Students, Faculty to be Tested After Active Tuberculosis Case Reported at Fowler High School

Nov 15, 2017

Knowing the symptoms of TB are key to knowing if you should get tested.
Credit cdc.gov

The Onondaga County Health Department is preparing to test about 100 people at Fowler High School Friday who may have come into close contact with someone who has an active case of Tuberculosis.  Officials say, however, there’s virtually no risk of exposure to the general public.  

County health officials say the person has been ill for several weeks and often returned to school.  The person was ultimately hospitalized with pneumonia, and diagnosed with TB.   Health commissioner Dr. Indu Gupta says her office was informed, and they’ve launched their investigation.

"Whether it's family, friends, social connections, we trace the whole path, and we find every individual who may have been exposed.  Not everyone will have had the same exposure, so we will end up testing a finite number of people."

She says consent forms for the TB skin test are being sent out to about 100 select faculty, staff, and students.   But county medical director Dr. Quoc Nguyen says the criteria for exposure go beyond casual contact. 

The two different types of TB determine the course of treatment.

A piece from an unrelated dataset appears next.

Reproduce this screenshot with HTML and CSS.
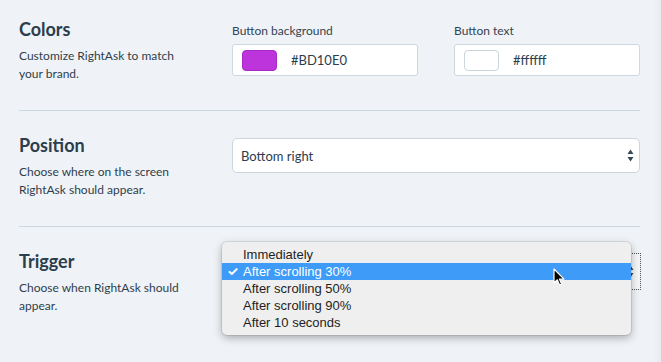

TB disease is sometimes called "Active TB."
Credit cdc.gov

"You have to be in the same airspace that's not well-ventilated for hours.  Even if you are in the same cafeteria with this person eating your lunch, the risk is almost zero.  So, people in the community are not at risk at all."

In fact, only about five to 10 percent of those exposed actually develop Tuberculosis.  TB is an airborne, bacterial infection spread when a person coughs, speaks, laughs, sings, or sneezes into the air and the germs are inhaled by others.  Symptoms include a persistent cough, feeling weak or tired, weight loss, and low grade fever.  Active TB can be treated and cured by antibiotics, but Dr. Gupta says recovery is a week’s long process.  She says TB is not spread by shaking hands, sharing food or drink, or even sharing a toothbrush…unlike other illnesses that might be going around.

"You are in the season where people get the common cold, pneumonia, flu..there are many causes of coughing and sneezing.  At the same time, we are very cognizant of this concern because we have an active case of TB.  That's the biggest reason for testing, but it should not be thrown out to everyone."

Gupta says that’s why they’re zeroing in on about 100 people.  She’s urging parents to sign and return the consent form in order for the county to conduct testing Friday at Fowler.  Officials are not disclosing the identity of the infected person, or even if it's a student or faculty member.  They say the protection is needed so those who were exposed feel comfortable coming forward for testing.